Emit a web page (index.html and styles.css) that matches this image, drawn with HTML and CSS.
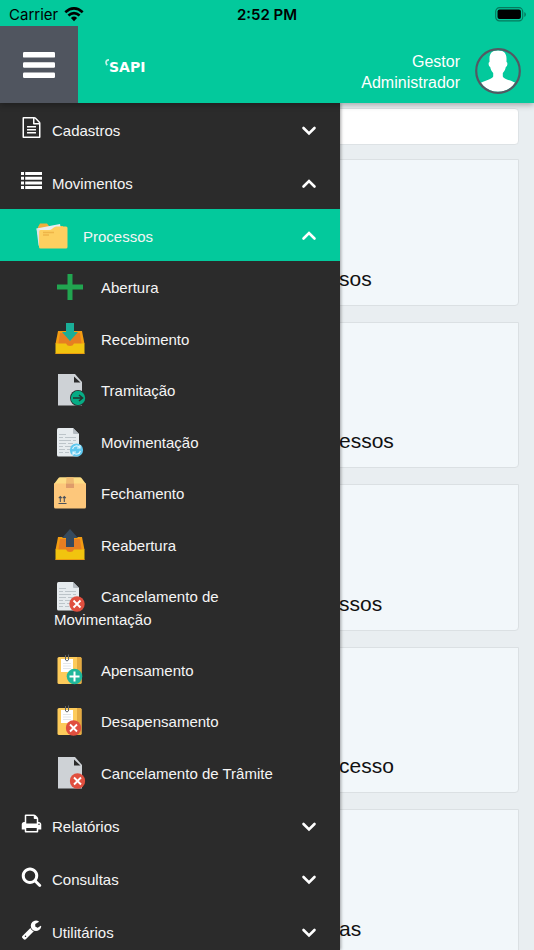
FILE: index.html
```html
<!DOCTYPE html>
<html lang="pt-BR">
<head>
<meta charset="utf-8">
<meta name="viewport" content="width=device-width, initial-scale=1">
<title>SAPI</title>
<link rel="stylesheet" href="styles.css">
</head>
<body>
<svg class="defs" aria-hidden="true">
  <symbol id="down" viewBox="0 0 16 16"><path d="M2.500 5L8 10.500 13.500 5" fill="none" stroke="#fff" stroke-width="2.600" stroke-linecap="round"/></symbol>
  <symbol id="up" viewBox="0 0 16 16"><path d="M2.500 10.500L8 5l5.500 5.500" fill="none" stroke="#fff" stroke-width="2.600" stroke-linecap="round"/></symbol>
  <symbol id="cancel" viewBox="0 0 16 16"><circle cx="8" cy="8" r="7.7" fill="#e04f3f"/><path d="M4.500 4.500l7 7m0-7l-7 7" stroke="#fff" stroke-width="1.900"/></symbol>
  <symbol id="page" viewBox="0 0 32 32">
    <path d="M3 3.500Q3 2 4.500 2H19l6 6v21q0 1.500-1.500 1.500h-19Q3 30.500 3 29z" fill="#e6ebee"/><path d="M19 2l6 6h-5q-1 0-1-1z" fill="#b4bbc1"/>
    <path d="M5 8.500h7M5 11.500h4m2 0h11M5 14.500h12m2 0h3M5 17.500h7m2 0h5M5 20.500h4m2 0h7M5 23.500h6m2 0h3M5 26.500h4m2 0h4" stroke="#bcc4c9" stroke-width="1"/>
  </symbol>
  <symbol id="sheet" viewBox="0 0 32 32"><path d="M4 0h17l7 8v23.500H4z" fill="#ced2d6"/><path d="M20 2.500v6h6.500z" fill="#2b2b2b"/></symbol>
  <symbol id="tray" viewBox="0 0 32 32"><path d="M4 8h24l2.500 13h-29z" fill="#f39c12"/><path d="M6 10h20l2 14H4z" fill="#e67e22"/><path d="M1.500 20.500H12q1 2.500 4 2.500t4-2.500h10.500V31h-29z" fill="#f1c40f"/><path d="M1.500 30.300h29v.7h-29z" fill="#e88b12"/></symbol>
  <symbol id="notes" viewBox="0 0 32 32"><path d="M3.500 4.500q0-1.500 1.500-1.500h21q1.500 0 1.500 1.500v24q0 1.500-1.500 1.500H5q-1.500 0-1.500-1.500z" fill="#fdcb5b"/><path d="M23 3h3q1.500 0 1.500 1.500v24q0 1.500-1.500 1.500h-3z" fill="#e5aa41"/><path d="M7 5h12v13H7z" fill="#fff"/><path d="M9 9.500h8M9 12h8M9 14.500h8" stroke="#dce0e3" stroke-width=".8"/><path d="M11.500 6V1.500m3 4V1m-3 0v5q1.500 2 3 0V.5" fill="none" stroke="#60656a" stroke-width="1"/></symbol>
</svg>

<header class="header">
  <div class="status">
    <div class="carrier">Carrier
      <svg width="20" height="15" viewBox="0 0 20 15"><g fill="none" stroke="#000" stroke-width="2.700"><path d="M1.300 5.200q8.700-7.600 17.400 0"/><path d="M4.400 8.500q5.600-4.800 11.200 0"/></g><path d="M6.900 10.900q3.100-2.600 6.200 0L10 14.200z"/></svg>
    </div>
    <div class="clock">2:52 PM</div>
    <div class="battery"><svg width="32" height="15" viewBox="0 0 32 15"><rect x=".7" y=".7" width="27" height="13.200" rx="3.800" fill="none" stroke="#067a5d" stroke-width="1.200"/><rect x="2.500" y="2.500" width="23.400" height="9.600" rx="2"/><path d="M29.300 5v5q1.600-.8 1.600-2.500T29.300 5z" fill="#067a5d"/></svg></div>
  </div>
  <div class="bar">
    <button class="toggle" type="button" aria-label="Menu"><svg width="32" height="26" viewBox="0 0 32 26" fill="#fff"><rect width="32" height="5.600" rx="1.200"/><rect y="10.200" width="32" height="5.600" rx="1.200"/><rect y="20.400" width="32" height="5.600" rx="1.200"/></svg></button>
    <a class="logo" href="#"><svg width="4" height="8" viewBox="0 0 4 8"><path d="M6 1Q1.500.2 1 3.200q0 1.800 1.300 3" fill="none" stroke="#c4f2e7" stroke-width="1.700"/></svg><span>SAPI</span></a>
    <p class="user">Gestor<br>Administrador</p>
    <svg class="avatar" viewBox="0 0 46 46"><defs><clipPath id="round"><circle cx="23" cy="23" r="20.800"/></clipPath></defs><path clip-path="url(#round)" fill="#fff" d="M23 2.300c5.400 0 8.500 2.900 8.500 8.200v3.400c1.500.2 1 4.700-.7 5.100-.6 3-1.500 4.400-3 6v3.500c1.400 4 13.500 3.600 16.500 10.500V46H2v-7c3-6.900 14.800-6.500 16.200-10.500V25c-1.500-1.600-2.400-3-3-6-1.700-.4-2.200-4.900-.7-5.100v-3.400c0-5.300 3.100-8.200 8.500-8.200z"/><circle cx="23" cy="23" r="21.800" fill="none" stroke="#535963" stroke-width="2.200"/></svg>
  </div>
</header>

<div class="stage">
  <main class="content">
    <input class="search" type="text" aria-label="Pesquisar">
    <a class="card" href="#">sos</a>
    <a class="card" href="#">essos</a>
    <a class="card" href="#">ssos</a>
    <a class="card" href="#">cesso</a>
    <a class="card" href="#">as</a>
  </main>

  <nav class="menu">
    <a class="item" href="#"><svg class="glyph" viewBox="0 0 1792 1792"><path d="M1596 380q28 28 48 76t20 88v1152q0 40-28 68t-68 28h-1344q-40 0-68-28t-28-68v-1600q0-40 28-68t68-28h896q40 0 88 20t76 48zm-444-244v376h376q-10-29-22-41l-313-313q-12-12-41-22zm384 1528v-1024h-416q-40 0-68-28t-28-68v-416h-768v1536h1280zm-1024-864q0-14 9-23t23-9h704q14 0 23 9t9 23v64q0 14-9 23t-23 9h-704q-14 0-23-9t-9-23v-64zm736 224q14 0 23 9t9 23v64q0 14-9 23t-23 9h-704q-14 0-23-9t-9-23v-64q0-14 9-23t23-9h704zm0 256q14 0 23 9t9 23v64q0 14-9 23t-23 9h-704q-14 0-23-9t-9-23v-64q0-14 9-23t23-9h704z"/></svg><span>Cadastros</span><svg class="arrow"><use href="#down"/></svg></a>
    <a class="item" href="#"><svg class="glyph" viewBox="0 0 21 21"><path d="M0 2h3v3H0zM4.200 2H21v3H4.200zM0 6.700h3v3H0zM4.200 6.700H21v3H4.200zM0 11.400h3v3H0zM4.200 11.400H21v3H4.200zM0 16.100h3v3H0zM4.200 16.100H21v3H4.200z"/></svg><span>Movimentos</span><svg class="arrow"><use href="#up"/></svg></a>
    <a class="item active" href="#"><svg class="folder" viewBox="0 0 32 26"><path d="M2 4l2-3.500h7L13 3h14v10H2z" fill="#f0ae3c"/><path d="M.5 5.500L24 1l2 10-22 10z" fill="#e9edf0"/><path d="M.5 5.500l3.500 1v17l-1.500-1z" fill="#dde2e6"/><path d="M3.200 8.500Q3 7 4.500 7H13q2 0 3.500-1.500T20 3.500h10q1.500 0 1.500 1.500v19q0 1.500-1.500 1.500H4.500Q3 25.500 3 24z" fill="#fdcf60"/><path d="M7 9.500h11M7 12h6" stroke="#eeb548" stroke-width="1.400"/></svg><span>Processos</span><svg class="arrow"><use href="#up"/></svg></a>
    <ul class="sub">
      <li><a href="#"><svg class="pic" viewBox="0 0 32 32"><path d="M13.500 3h5v10.500H29v5H18.500V29h-5V18.500H3v-5h10.500z" fill="#21a550"/></svg>Abertura</a></li>
      <li><a href="#"><svg class="pic" viewBox="0 0 32 32"><use href="#tray"/><path d="M12 0h8v9h4l-8 9-8-9h4z" fill="#1aae98"/></svg>Recebimento</a></li>
      <li><a href="#"><svg class="pic" viewBox="0 0 32 32"><use href="#sheet"/><circle cx="24" cy="24" r="8" fill="#2b2b2b"/><circle cx="24" cy="24" r="7.200" fill="#06ab84"/><path d="M19 24h9m-3-3l3.500 3-3.500 3" fill="none" stroke="#26332f" stroke-width="1.600"/></svg>Tramitação</a></li>
      <li><a href="#"><svg class="pic" viewBox="0 0 32 32"><use href="#page"/><circle cx="22.500" cy="24" r="6.600" fill="#60c8ef"/><path d="M18.600 23a4 4 0 0 1 7-1.600m.8 3.600a4 4 0 0 1-7 1.600M26 19v3h-3M19 29v-3h3" fill="none" stroke="#e0f5fd" stroke-width="1.200"/></svg>Movimentação</a></li>
      <li><a href="#"><svg class="pic" viewBox="0 0 32 32"><path d="M4.500 1Q5 .3 6 .3h20q1 0 1.500.7L32 7H0z" fill="#fddd85"/><path d="M0 6.500h32V30q0 1.500-1.500 1.500h-29Q0 31.500 0 30z" fill="#fdc77b"/><path d="M12.500.3h7l.5 6.200h-8z" fill="#f0bb72"/><path d="M12 6.500h8V11h-8z" fill="#df9c6a"/><path d="M4.500 26.500h8M6.300 25v-5m4 5v-5M4.800 21.200l1.500-1.700 1.500 1.700m1 0l1.500-1.700 1.500 1.700" fill="none" stroke="#4a515b" stroke-width="1.100"/></svg>Fechamento</a></li>
      <li><a href="#"><svg class="pic" viewBox="0 0 32 32"><use href="#tray"/><path d="M16 0l8 9h-4v9h-8V9H8z" fill="#34495e"/></svg>Reabertura</a></li>
      <li><a href="#"><svg class="pic" viewBox="0 0 32 32"><use href="#page"/><use href="#cancel" x="15" y="16" width="16" height="16"/></svg>Cancelamento de Movimentação</a></li>
      <li><a href="#"><svg class="pic" viewBox="0 0 32 32"><use href="#notes"/><circle cx="20.500" cy="22.500" r="7.800" fill="#1fb79b"/><path d="M15.500 22.500h10m-5-5v10" stroke="#fff" stroke-width="2"/></svg>Apensamento</a></li>
      <li><a href="#"><svg class="pic" viewBox="0 0 32 32"><use href="#notes"/><use href="#cancel" x="11.500" y="15" width="16" height="16"/></svg>Desapensamento</a></li>
      <li><a href="#"><svg class="pic" viewBox="0 0 32 32"><use href="#sheet"/><use href="#cancel" x="15.500" y="16" width="16" height="16"/></svg>Cancelamento de Trâmite</a></li>
    </ul>
    <a class="item" href="#"><svg class="glyph" viewBox="0 0 1792 1792"><path d="M448 1536h896v-256h-896v256zm0-640h896v-384h-160q-40 0-68-28t-28-68v-160h-640v640zm1152 64q0-26-19-45t-45-19-45 19-19 45 19 45 45 19 45-19 19-45zm128 0v416q0 13-9.500 22.500t-22.500 9.500h-224v160q0 40-28 68t-68 28h-960q-40 0-68-28t-28-68v-160h-224q-13 0-22.500-9.500t-9.500-22.500v-416q0-79 56.500-135.500t135.500-56.500h64v-544q0-40 28-68t68-28h672q40 0 88 20t76 48l152 152q28 28 48 76t20 88v256h64q79 0 135.500 56.500t56.500 135.500z"/></svg><span>Relatórios</span><svg class="arrow"><use href="#down"/></svg></a>
    <a class="item" href="#"><svg class="glyph" viewBox="0 0 1792 1792"><path d="M1216 832q0-185-131.500-316.500t-316.500-131.500-316.500 131.500-131.500 316.500 131.500 316.500 316.500 131.500 316.500-131.500 131.500-316.500zm512 832q0 52-38 90t-90 38q-54 0-90-38l-343-342q-179 124-399 124-143 0-273.500-55.500t-225-150-150-225-55.500-273.500 55.500-273.500 150-225 225-150 273.500-55.500 273.500 55.500 225 150 150 225 55.500 273.500q0 220-124 399l343 343q37 37 37 90z"/></svg><span>Consultas</span><svg class="arrow"><use href="#down"/></svg></a>
    <a class="item" href="#"><svg class="glyph" viewBox="0 0 1792 1792"><path d="M448 1472q0-26-19-45t-45-19-45 19-19 45 19 45 45 19 45-19 19-45zm644-420l-682 682q-37 37-90 37-52 0-91-37l-106-108q-38-36-38-90 0-53 38-91l681-681q39 98 114.500 173.500t173.500 114.500zm634-435q0 39-23 106-47 134-164.500 217.500t-258.500 83.500q-185 0-316.500-131.500t-131.500-316.500 131.500-316.500 316.500-131.500q58 0 121.500 16.500t107.500 46.500q16 11 16 28t-16 28l-293 169v224l193 107q5-3 79-48.500t135.500-81 70.500-35.500q15 0 23.500 10t8.500 25z"/></svg><span>Utilitários</span><svg class="arrow"><use href="#down"/></svg></a>
  </nav>
</div>
</body>
</html>
```
FILE: styles.css
```css
* { box-sizing: border-box; }
:root { --menu-width: 340px; }
body {
  margin: 0;
  height: 100vh;
  display: flex;
  flex-direction: column;
  overflow: hidden;
  background: #e9eef1;
  font-family: "Liberation Sans", Arial, sans-serif;
  font-size: 15px;
}
a { color: inherit; text-decoration: none; }
.defs { position: absolute; width: 0; height: 0; }

.header {
  flex: none;
  background: #03c99c;
  box-shadow: 0 2px 6px rgba(0, 0, 0, .3);
  z-index: 1;
}
.status {
  height: 26px;
  display: grid;
  grid-template-columns: 1fr auto 1fr;
  align-items: center;
  padding: 2px 7px 0 7px;
  font-family: Inter, sans-serif;
  color: #000;
}
.carrier { display: flex; align-items: center; gap: 6px; padding-left: 2px; }
.clock { font-weight: 600; }
.battery { display: flex; justify-content: flex-end; }
.bar { display: flex; align-items: center; height: 77px; padding-right: 13px; }
.toggle {
  width: 78px;
  height: 100%;
  padding: 0;
  border: 0;
  background: #50555f;
  display: grid;
  place-items: center;
}
.logo {
  display: flex;
  align-items: flex-start;
  margin-left: 27px;
  padding-top: 5px;
  color: #fff;
  font: bold 14px/16px "DejaVu Sans", sans-serif;
}
.user {
  margin: 0 15px 0 auto;
  padding-top: 14px;
  text-align: right;
  color: #fff;
  font-size: 16px;
  line-height: 21px;
}
.avatar { width: 46px; height: 46px; margin-top: 12px; }

.stage { flex: 1; min-height: 0; position: relative; overflow: hidden; }
.content { display: flex; flex-direction: column; padding: 5px 15px 16px; }
.search {
  flex: none;
  width: 100%;
  height: 37px;
  margin-bottom: 14px;
  padding: 0 12px;
  border: 1px solid #dde2e5;
  border-radius: 4px;
  background: #fff;
}
.card {
  display: flex;
  align-items: flex-end;
  height: 147px;
  margin-bottom: 16px;
  padding: 0 0 14px calc(var(--menu-width) - 17px);
  border: 1px solid #dbe0e3;
  border-radius: 0 0 4px 4px;
  background: #f2f7fa;
  color: #111;
  font-size: 21px;
  line-height: 24px;
}
.card:nth-of-type(even) { height: 146px; }

.menu {
  position: absolute;
  top: 0;
  bottom: 0;
  left: 0;
  width: var(--menu-width);
  overflow: hidden;
  background: #2b2b2b;
  color: #f5f5f5;
  box-shadow: 1px 0 3px rgba(0, 0, 0, .35);
}
.item {
  display: flex;
  align-items: center;
  gap: 10px;
  height: 53px;
  padding: 2px 23px 0 21px;
}
.glyph { width: 21px; height: 21px; margin-bottom: 6px; fill: #fff; }
.arrow { width: 16px; height: 16px; margin-left: auto; }
.active { height: 52px; padding-left: 36px; gap: 15px; background: #03c99c; }
.folder { width: 32px; height: 26px; }
.sub { list-style: none; margin: 0; padding: 0 0 1px; }
.sub a {
  display: block;
  min-height: 52px;
  padding: 10px 30px 13px 54px;
  line-height: 23px;
}
.sub li:nth-child(even) a { min-height: 51px; }
.pic { width: 32px; height: 32px; margin: 0 15px -4px 0; vertical-align: -6px; }
```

Prompt: In the data above, how many lines contain the string "styles"? Answer with the number only.

Solution: 3